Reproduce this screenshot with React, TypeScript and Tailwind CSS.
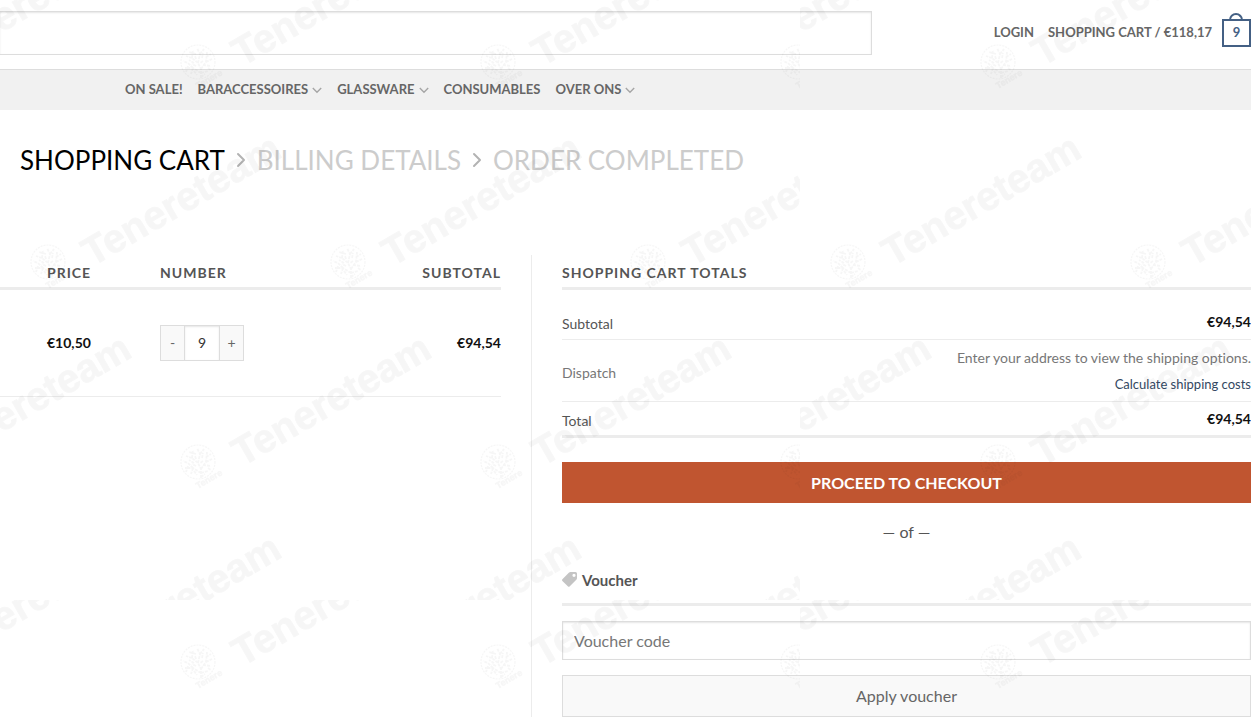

= = = = = = =

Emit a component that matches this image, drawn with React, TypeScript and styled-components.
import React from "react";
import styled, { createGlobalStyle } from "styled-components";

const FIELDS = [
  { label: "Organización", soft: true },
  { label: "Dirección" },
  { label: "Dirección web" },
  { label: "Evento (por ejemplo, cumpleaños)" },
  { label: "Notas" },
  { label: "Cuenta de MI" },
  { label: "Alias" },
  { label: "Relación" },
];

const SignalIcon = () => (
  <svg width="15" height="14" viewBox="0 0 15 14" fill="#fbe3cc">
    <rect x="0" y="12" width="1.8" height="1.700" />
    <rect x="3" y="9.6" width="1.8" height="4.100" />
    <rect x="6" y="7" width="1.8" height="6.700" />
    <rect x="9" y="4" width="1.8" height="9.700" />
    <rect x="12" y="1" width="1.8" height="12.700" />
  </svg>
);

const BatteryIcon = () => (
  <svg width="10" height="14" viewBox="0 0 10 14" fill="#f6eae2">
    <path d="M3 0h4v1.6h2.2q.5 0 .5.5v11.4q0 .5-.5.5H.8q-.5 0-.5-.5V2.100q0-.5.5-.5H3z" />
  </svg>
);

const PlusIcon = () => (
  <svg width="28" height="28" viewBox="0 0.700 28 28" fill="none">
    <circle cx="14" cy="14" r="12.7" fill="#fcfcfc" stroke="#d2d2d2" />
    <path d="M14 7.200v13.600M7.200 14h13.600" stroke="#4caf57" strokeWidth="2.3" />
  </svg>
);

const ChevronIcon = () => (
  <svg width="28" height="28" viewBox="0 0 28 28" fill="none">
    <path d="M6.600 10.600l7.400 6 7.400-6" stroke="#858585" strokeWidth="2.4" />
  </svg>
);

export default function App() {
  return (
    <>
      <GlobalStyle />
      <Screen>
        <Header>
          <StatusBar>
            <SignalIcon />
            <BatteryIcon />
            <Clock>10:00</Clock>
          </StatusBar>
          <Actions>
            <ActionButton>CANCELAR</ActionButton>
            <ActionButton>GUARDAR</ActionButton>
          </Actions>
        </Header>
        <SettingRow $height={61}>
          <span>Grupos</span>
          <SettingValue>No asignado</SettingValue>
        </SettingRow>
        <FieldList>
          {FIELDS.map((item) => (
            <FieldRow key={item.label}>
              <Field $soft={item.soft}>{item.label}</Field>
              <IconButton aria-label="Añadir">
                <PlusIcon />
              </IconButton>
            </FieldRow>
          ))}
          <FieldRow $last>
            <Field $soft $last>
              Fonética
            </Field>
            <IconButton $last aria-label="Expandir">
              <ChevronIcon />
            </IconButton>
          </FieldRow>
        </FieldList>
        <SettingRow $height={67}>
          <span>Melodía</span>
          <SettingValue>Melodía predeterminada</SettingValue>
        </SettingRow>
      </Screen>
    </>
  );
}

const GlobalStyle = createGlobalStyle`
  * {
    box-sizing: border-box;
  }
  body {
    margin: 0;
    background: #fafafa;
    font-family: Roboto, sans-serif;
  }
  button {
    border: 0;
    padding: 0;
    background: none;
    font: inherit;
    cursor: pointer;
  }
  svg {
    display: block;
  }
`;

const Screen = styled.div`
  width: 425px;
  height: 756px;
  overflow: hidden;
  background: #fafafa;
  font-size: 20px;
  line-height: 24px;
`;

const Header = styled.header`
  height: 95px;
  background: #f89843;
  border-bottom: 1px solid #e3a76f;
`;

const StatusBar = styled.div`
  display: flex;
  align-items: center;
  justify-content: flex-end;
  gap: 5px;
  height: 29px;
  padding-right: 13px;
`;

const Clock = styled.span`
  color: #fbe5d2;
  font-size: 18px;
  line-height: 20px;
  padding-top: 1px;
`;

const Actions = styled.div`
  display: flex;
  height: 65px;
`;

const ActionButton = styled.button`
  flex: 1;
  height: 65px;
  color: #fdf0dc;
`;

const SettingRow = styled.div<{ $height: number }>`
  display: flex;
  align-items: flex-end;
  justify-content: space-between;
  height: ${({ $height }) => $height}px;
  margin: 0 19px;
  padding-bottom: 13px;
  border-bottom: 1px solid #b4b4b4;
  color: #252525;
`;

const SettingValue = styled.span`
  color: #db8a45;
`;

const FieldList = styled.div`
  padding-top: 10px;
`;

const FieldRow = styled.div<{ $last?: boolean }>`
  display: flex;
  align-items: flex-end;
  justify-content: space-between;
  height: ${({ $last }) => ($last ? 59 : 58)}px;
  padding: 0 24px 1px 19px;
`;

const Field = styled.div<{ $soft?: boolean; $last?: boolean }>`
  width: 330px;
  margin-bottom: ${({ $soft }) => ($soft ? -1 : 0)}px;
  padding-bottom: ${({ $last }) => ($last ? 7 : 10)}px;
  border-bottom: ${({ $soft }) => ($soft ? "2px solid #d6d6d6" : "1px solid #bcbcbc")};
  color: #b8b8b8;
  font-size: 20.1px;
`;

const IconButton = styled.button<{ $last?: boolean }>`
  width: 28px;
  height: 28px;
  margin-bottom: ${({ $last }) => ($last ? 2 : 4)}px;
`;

= = = = = = =

What the task requires
Select every line of the records holding the string "TypeScript".

Task solution
Reproduce this screenshot with React, TypeScript and Tailwind CSS.
Emit a component that matches this image, drawn with React, TypeScript and styled-components.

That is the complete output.